Pages as source code
◆ ◆ ◆ ◆ ◆ ◆ ◆
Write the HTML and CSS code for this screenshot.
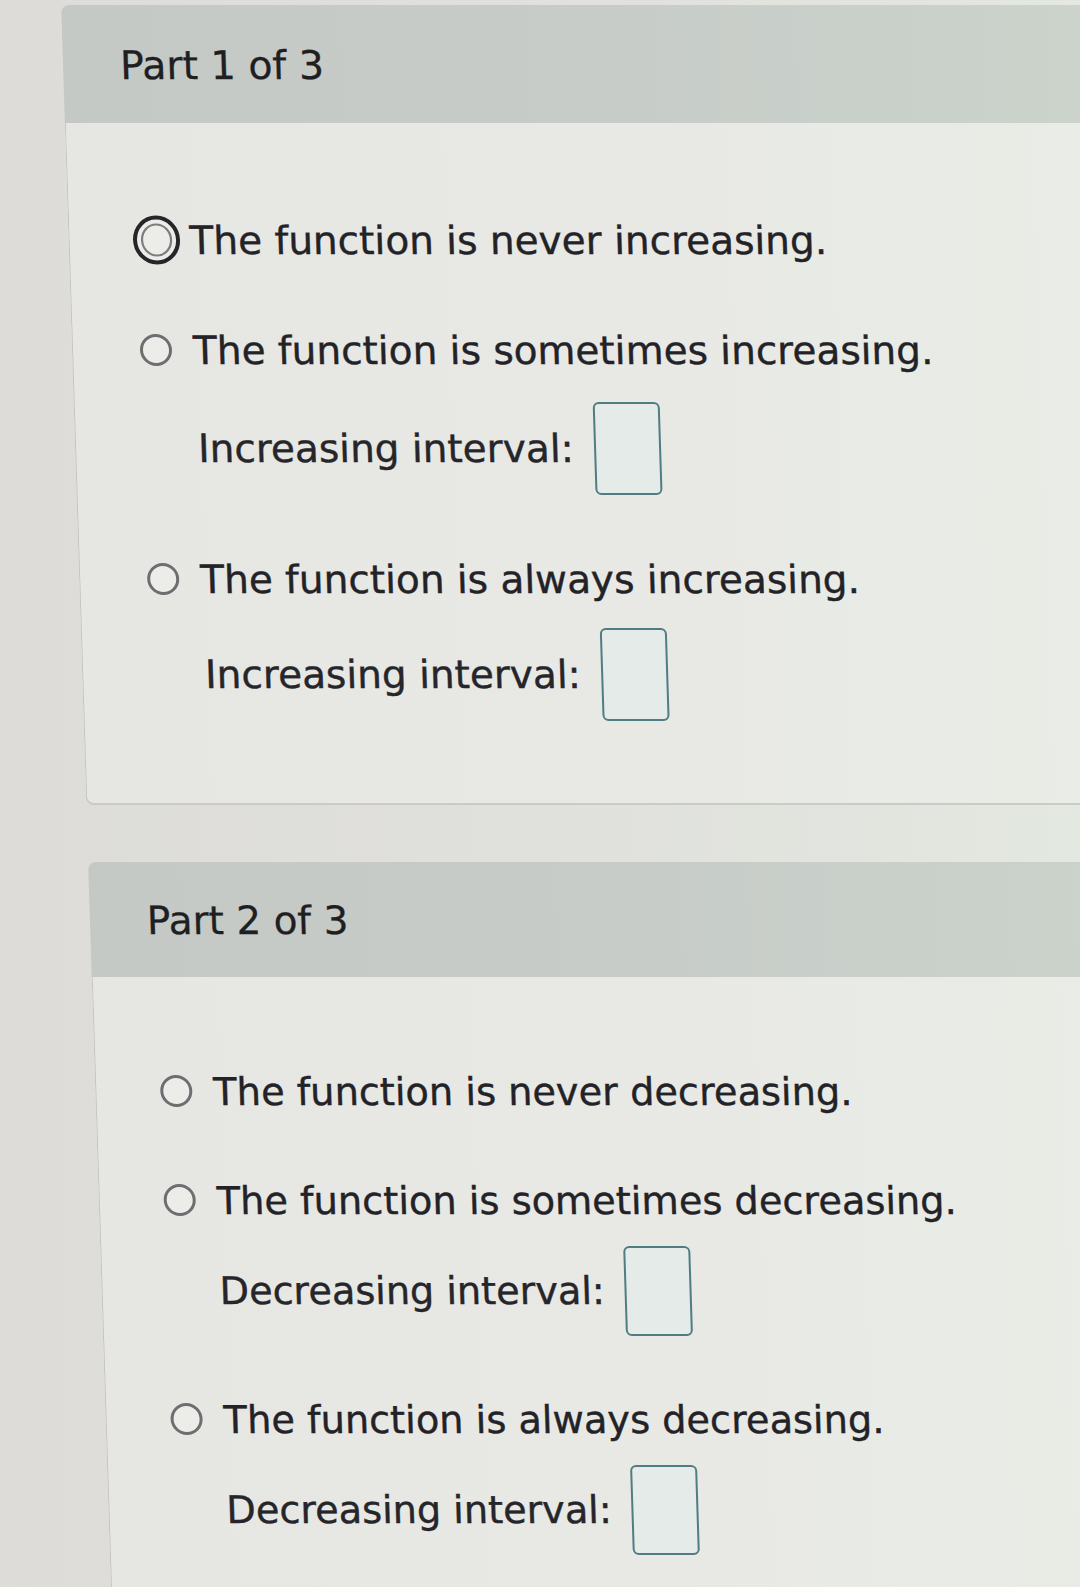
FILE: index.html
```html
<!DOCTYPE html>
<html lang="en">
<head>
<meta charset="utf-8">
<title>Parts</title>
<link rel="stylesheet" href="styles.css">
</head>
<body>
<div class="viewport">
<div class="page">
  <section class="part part-one">
    <div class="part-header">Part 1 of 3</div>
    <div class="part-body">
      <div class="option">
        <span class="radio-slot">
          <svg class="radio-selected" width="48" height="50" viewBox="0 0 48 50">
            <ellipse cx="24" cy="25" rx="21.5" ry="22.5" fill="#ecece9" stroke="#262628" stroke-width="4"/>
            <ellipse cx="24" cy="25" rx="14.5" ry="15.5" fill="#ecece9" stroke="#7d7d7f" stroke-width="2.2"/>
          </svg>
        </span>
        <span class="option-text">The function is never increasing.</span>
      </div>
      <div class="option gap-option">
        <span class="radio-slot"><span class="radio"></span></span>
        <span class="option-text">The function is sometimes increasing.</span>
      </div>
      <div class="interval">
        <span class="interval-label">Increasing interval:</span>
        <span class="answer-box"></span>
      </div>
      <div class="option gap-after-interval">
        <span class="radio-slot"><span class="radio"></span></span>
        <span class="option-text">The function is always increasing.</span>
      </div>
      <div class="interval interval-tight">
        <span class="interval-label">Increasing interval:</span>
        <span class="answer-box"></span>
      </div>
    </div>
  </section>

  <section class="part part-two">
    <div class="part-header short">Part 2 of 3</div>
    <div class="part-body open">
      <div class="option">
        <span class="radio-slot"><span class="radio"></span></span>
        <span class="option-text">The function is never decreasing.</span>
      </div>
      <div class="option gap-option">
        <span class="radio-slot"><span class="radio"></span></span>
        <span class="option-text">The function is sometimes decreasing.</span>
      </div>
      <div class="interval">
        <span class="interval-label">Decreasing interval:</span>
        <span class="answer-box"></span>
      </div>
      <div class="option gap-after-interval">
        <span class="radio-slot"><span class="radio"></span></span>
        <span class="option-text">The function is always decreasing.</span>
      </div>
      <div class="interval">
        <span class="interval-label">Decreasing interval:</span>
        <span class="answer-box"></span>
      </div>
    </div>
  </section>
</div>
</div>
</body>
</html>
```

FILE: styles.css
```css
html, body {
  margin: 0;
  padding: 0;
}

body {
  background: linear-gradient(90deg, #dddcd8 0%, #e0e0dc 50%, #e3e8e0 100%);
  font-family: "DejaVu Sans", Verdana, "Noto Sans", sans-serif;
  color: #232328;
}

.viewport {
  width: 1080px;
  height: 1587px;
  overflow: hidden;
}

.page {
  padding-top: 5px;
  transform: skewX(1.8deg);
  transform-origin: 0 0;
}

.part {
  margin-left: 61px;
}

.part-two {
  margin-top: 57px;
}

.part-header {
  height: 118px;
  display: flex;
  align-items: center;
  padding-left: 57px;
  padding-top: 2px;
  box-sizing: border-box;
  font-size: 39.5px;
  color: #1f1f22;
  -webkit-text-stroke: 0.3px #1f1f22;
  background: linear-gradient(90deg, #c4c9c5 0%, #c7ccc8 55%, #cbd3cb 100%);
  border-top-left-radius: 8px;
}

.part-header.short {
  height: 115px;
  font-size: 39px;
}

.part-body {
  background: linear-gradient(90deg, #e6e6e3 0%, #e8e8e5 50%, #e9ede6 100%);
  border-left: 1px solid #c4c4c0;
  border-bottom: 2px solid #cacac6;
  border-bottom-left-radius: 8px;
  padding: 93px 0 82px 0;
}

.part-body.open {
  padding-top: 90px;
  padding-bottom: 60px;
  border-bottom: none;
}

.option {
  display: flex;
  align-items: center;
  height: 48px;
}

.gap-option {
  margin-top: 62px;
}

.gap-after-interval {
  margin-top: 60px;
}

.part-two .gap-option {
  margin-top: 61px;
}

.part-two .gap-after-interval {
  margin-top: 59px;
}

.radio-slot {
  width: 50px;
  height: 50px;
  margin-left: 63px;
  display: flex;
  align-items: center;
  justify-content: flex-start;
  flex-shrink: 0;
}

.part-two .radio-slot {
  margin-left: 60px;
}

.radio {
  width: 26px;
  height: 26px;
  margin-left: 4px;
  border: 3px solid #6e6e70;
  border-radius: 50%;
  background: #ecece9;
}

.radio-selected {
  display: block;
}

.option-text {
  margin-left: 7px;
  font-size: 39px;
  white-space: nowrap;
  color: #222227;
  -webkit-text-stroke: 0.4px #222227;
}

.part-two .option-text {
  font-size: 38.3px;
}

.interval {
  display: flex;
  align-items: center;
  margin-top: 28px;
  padding-left: 122px;
}

.interval-tight {
  margin-top: 25px;
}

.part-two .interval {
  margin-top: 22px;
  padding-left: 117px;
}

.interval-label {
  font-size: 39px;
  white-space: nowrap;
  color: #25252a;
  -webkit-text-stroke: 0.4px #25252a;
}

.part-two .interval-label {
  font-size: 38.2px;
}

.answer-box {
  display: block;
  width: 63px;
  height: 89px;
  margin-left: 20px;
  border: 2px solid #4f7d82;
  border-radius: 6px;
  background: #e4ebe8;
}

.part-two .answer-box {
  height: 86px;
}
```
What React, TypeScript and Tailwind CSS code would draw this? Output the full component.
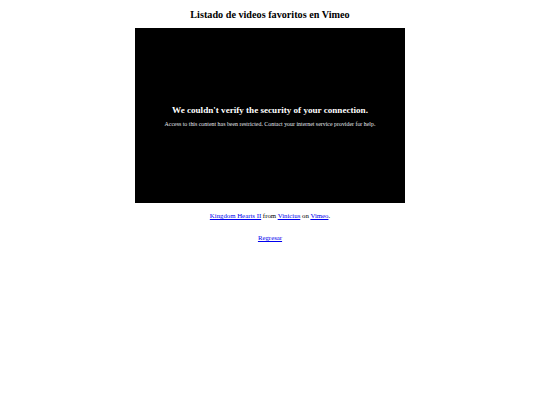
import React from "react";

const App = () => {
  return (
    <div className="w-[540px] h-[405px] bg-white text-black font-['Liberation_Serif',serif] flex flex-col items-center">
      <h2 className="mt-[8px] text-[10.2px] leading-[13px] font-bold">Listado de videos favoritos en Vimeo</h2>
      <div className="mt-[7px] w-[270px] h-[175px] bg-black text-white flex flex-col items-center pt-[76px]">
        <p className="text-[9.1px] leading-[12px] font-bold">We couldn't verify the security of your connection.</p>
        <p className="text-[5.9px] leading-[7px] mt-[5px] text-gray-200">
          Access to this content has been restricted. Contact your internet service provider for help.
        </p>
      </div>
      <p className="mt-[8px] text-[6.8px] leading-[9px]">
        <a href="#" className="text-[#0000ee] underline">Kingdom Hearts II</a> from{" "}
        <a href="#" className="text-[#0000ee] underline">Vinicius</a> on{" "}
        <a href="#" className="text-[#0000ee] underline">Vimeo</a>.
      </p>
      <p className="mt-[13px] text-[6.8px] leading-[9px]">
        <a href="#" className="text-[#0000ee] underline">Regresar</a>
      </p>
    </div>
  );
};

export default App;
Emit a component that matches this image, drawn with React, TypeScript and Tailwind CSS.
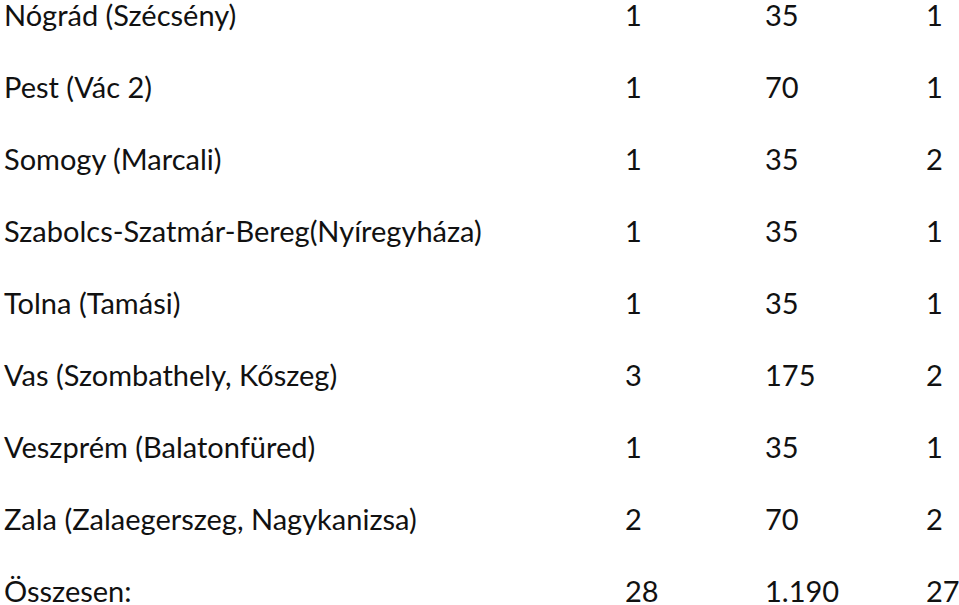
const ROWS: [string, string, string, string][] = [
  ["Nógrád (Szécsény)", "1", "35", "1"],
  ["Pest (Vác 2)", "1", "70", "1"],
  ["Somogy (Marcali)", "1", "35", "2"],
  ["Szabolcs-Szatmár-Bereg(Nyíregyháza)", "1", "35", "1"],
  ["Tolna (Tamási)", "1", "35", "1"],
  ["Vas (Szombathely, Kőszeg)", "3", "175", "2"],
  ["Veszprém (Balatonfüred)", "1", "35", "1"],
  ["Zala (Zalaegerszeg, Nagykanizsa)", "2", "70", "2"],
  ["Összesen:", "28", "1.190", "27"],
];

export default function App() {
  return (
    <div className="w-[959px] h-[605px] overflow-hidden bg-white text-[#111] font-['Lato',sans-serif] text-[29px] leading-[29px]">
      <div className="flex flex-col gap-[43px]">
        {ROWS.map((r) => (
          <div key={r[0]} className="grid grid-cols-[621px_140px_161px_1fr] pl-[4px]">
            <div>{r[0]}</div>
            <div>{r[1]}</div>
            <div>{r[2]}</div>
            <div>{r[3]}</div>
          </div>
        ))}
      </div>
    </div>
  );
}
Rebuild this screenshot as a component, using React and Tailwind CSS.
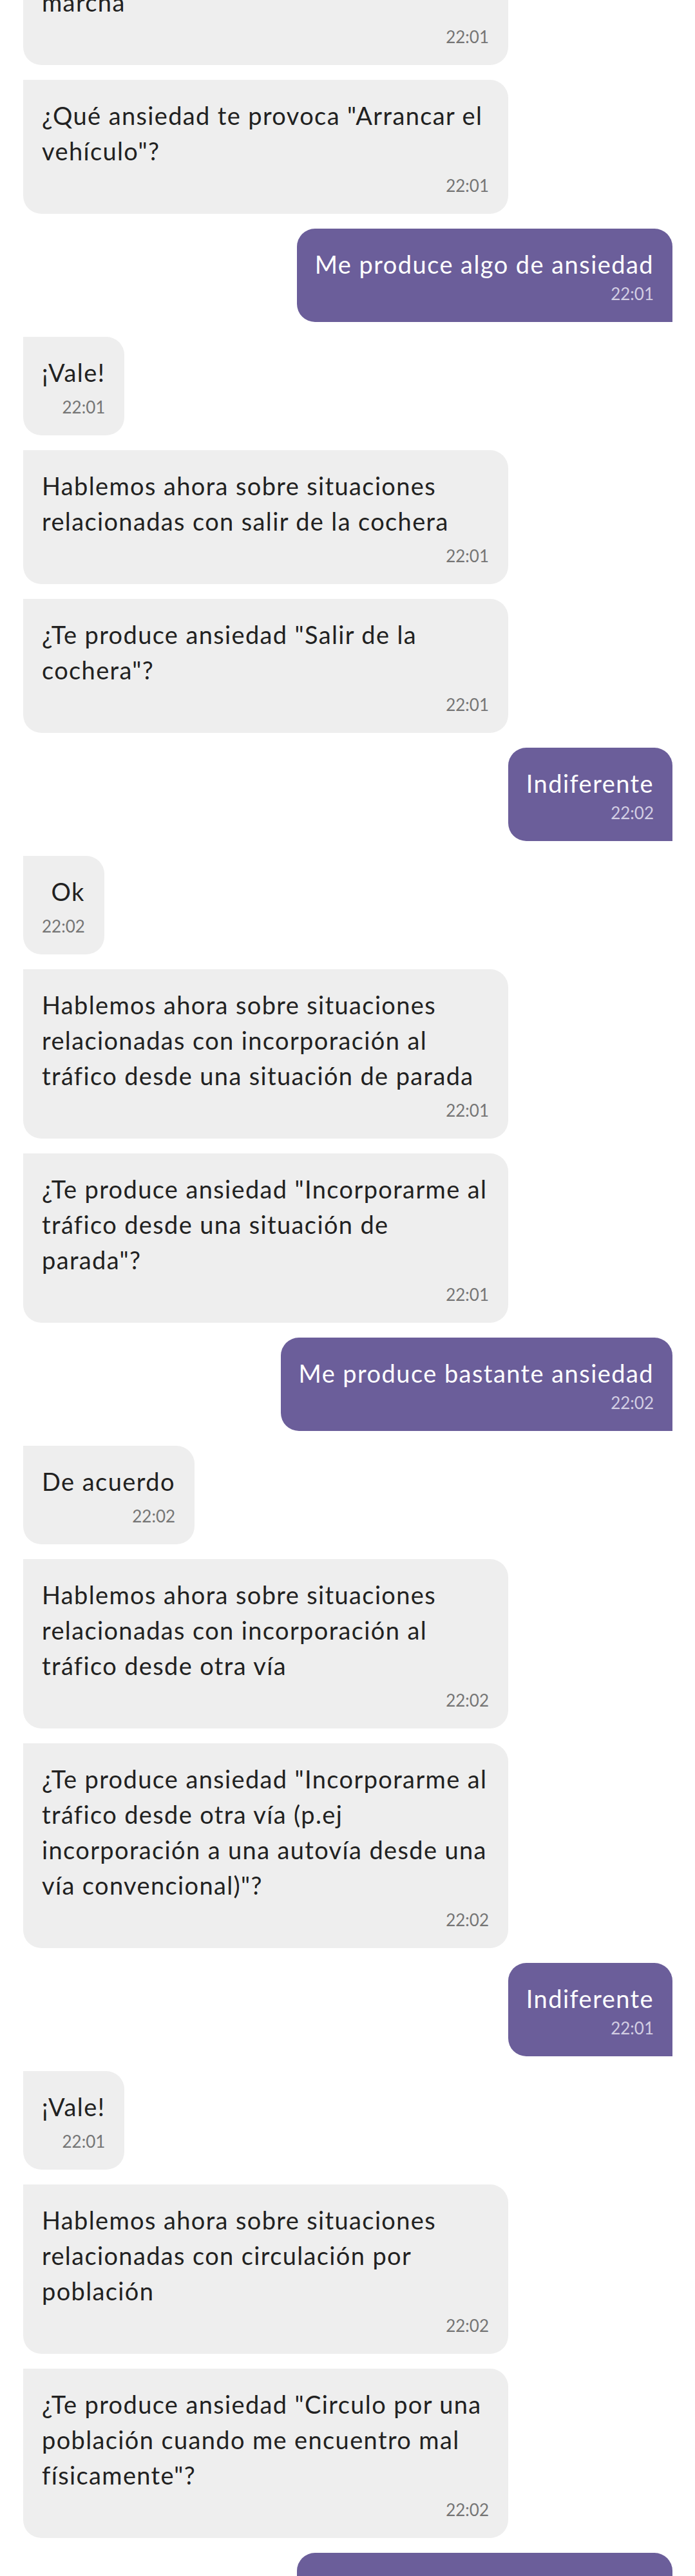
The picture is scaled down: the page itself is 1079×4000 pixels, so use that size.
import React from 'react';

const messages = [
  { from: 'bot', wide: true, text: 'Hablemos ahora sobre situaciones\nrelacionadas con la puesta en\nmarcha', time: '22:01' },
  { from: 'bot', wide: true, text: '¿Qué ansiedad te provoca "Arrancar el\nvehículo"?', time: '22:01' },
  { from: 'me', text: 'Me produce algo de ansiedad', time: '22:01' },
  { from: 'bot', text: '¡Vale!', time: '22:01' },
  { from: 'bot', wide: true, text: 'Hablemos ahora sobre situaciones\nrelacionadas con salir de la cochera', time: '22:01' },
  { from: 'bot', wide: true, text: '¿Te produce ansiedad "Salir de la\ncochera"?', time: '22:01' },
  { from: 'me', text: 'Indiferente', time: '22:02' },
  { from: 'bot', text: 'Ok', time: '22:02' },
  { from: 'bot', wide: true, text: 'Hablemos ahora sobre situaciones\nrelacionadas con incorporación al\ntráfico desde una situación de parada', time: '22:01' },
  { from: 'bot', wide: true, text: '¿Te produce ansiedad "Incorporarme al\ntráfico desde una situación de\nparada"?', time: '22:01' },
  { from: 'me', text: 'Me produce bastante ansiedad', time: '22:02' },
  { from: 'bot', text: 'De acuerdo', time: '22:02' },
  { from: 'bot', wide: true, text: 'Hablemos ahora sobre situaciones\nrelacionadas con incorporación al\ntráfico desde otra vía', time: '22:02' },
  { from: 'bot', wide: true, text: '¿Te produce ansiedad "Incorporarme al\ntráfico desde otra vía (p.ej\nincorporación a una autovía desde una\nvía convencional)"?', time: '22:02' },
  { from: 'me', text: 'Indiferente', time: '22:01' },
  { from: 'bot', text: '¡Vale!', time: '22:01' },
  { from: 'bot', wide: true, text: 'Hablemos ahora sobre situaciones\nrelacionadas con circulación por\npoblación', time: '22:02' },
  { from: 'bot', wide: true, text: '¿Te produce ansiedad "Circulo por una\npoblación cuando me encuentro mal\nfísicamente"?', time: '22:02' },
  { from: 'me', text: 'Me produce algo de ansiedad', time: '22:02' },
];

const Bubble = ({ msg }) => {
  const mine = msg.from === 'me';

  return (
    <div className={mine ? 'flex justify-end' : 'flex justify-start'}>
      <div
        className={
          mine
            ? 'flex flex-col items-end max-w-[753px] bg-[#6b5e9a] rounded-[28px] rounded-br-none pl-[28px] pr-[29px] pt-[28px] pb-[26px]'
            : msg.wide
            ? 'flex flex-col items-end w-[753px] bg-[#eeeeee] rounded-[28px] rounded-tl-none pl-[29px] pr-[30px] pt-[28px] pb-[26px]'
            : 'flex flex-col items-end max-w-[753px] bg-[#eeeeee] rounded-[28px] rounded-tl-none pl-[29px] pr-[30px] pt-[28px] pb-[26px]'
        }
      >
        <p
          className={
            mine
              ? 'text-[38px] leading-[55px] tracking-[0.038em] text-white'
              : msg.wide
              ? 'self-stretch text-[38px] leading-[55px] tracking-[0.036em] text-[#212121]'
              : 'text-[38px] leading-[55px] tracking-[0.038em] text-[#212121]'
          }
        >
          {msg.text.split('\n').map((line, i) => (
            <span key={i} className="block whitespace-nowrap">
              {line}
            </span>
          ))}
        </p>
        <span
          className={
            mine
              ? 'text-[26px] leading-[36px] text-[#d3cee3]'
              : 'mt-2 text-[26px] leading-[36px] text-[#757575]'
          }
        >
          {msg.time}
        </span>
      </div>
    </div>
  );
};

const App = () => {
  return (
    <div className="h-[4000px] overflow-hidden bg-white font-['Lato',sans-serif]">
      {/* chat list, scrolled partway */}
      <div className="-mt-[162px] flex flex-col gap-[23px] pl-[36px] pr-[35px]">
        {messages.map((msg, i) => (
          <Bubble key={i} msg={msg} />
        ))}
      </div>
    </div>
  );
};

export default App;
◆ ◆ ◆ ◆ ◆ ◆ ◆
Going back to the data above, write out everything from the line with "Emit a component" down to the line with "Rebuild this screenshot", both included, leaving every picture out.

## Full answer:
Emit a component that matches this image, drawn with React, TypeScript and Tailwind CSS.
const ROWS: [string, string, string, string][] = [
  ["Nógrád (Szécsény)", "1", "35", "1"],
  ["Pest (Vác 2)", "1", "70", "1"],
  ["Somogy (Marcali)", "1", "35", "2"],
  ["Szabolcs-Szatmár-Bereg(Nyíregyháza)", "1", "35", "1"],
  ["Tolna (Tamási)", "1", "35", "1"],
  ["Vas (Szombathely, Kőszeg)", "3", "175", "2"],
  ["Veszprém (Balatonfüred)", "1", "35", "1"],
  ["Zala (Zalaegerszeg, Nagykanizsa)", "2", "70", "2"],
  ["Összesen:", "28", "1.190", "27"],
];

export default function App() {
  return (
    <div className="w-[959px] h-[605px] overflow-hidden bg-white text-[#111] font-['Lato',sans-serif] text-[29px] leading-[29px]">
      <div className="flex flex-col gap-[43px]">
        {ROWS.map((r) => (
          <div key={r[0]} className="grid grid-cols-[621px_140px_161px_1fr] pl-[4px]">
            <div>{r[0]}</div>
            <div>{r[1]}</div>
            <div>{r[2]}</div>
            <div>{r[3]}</div>
          </div>
        ))}
      </div>
    </div>
  );
}
Rebuild this screenshot as a component, using React and Tailwind CSS.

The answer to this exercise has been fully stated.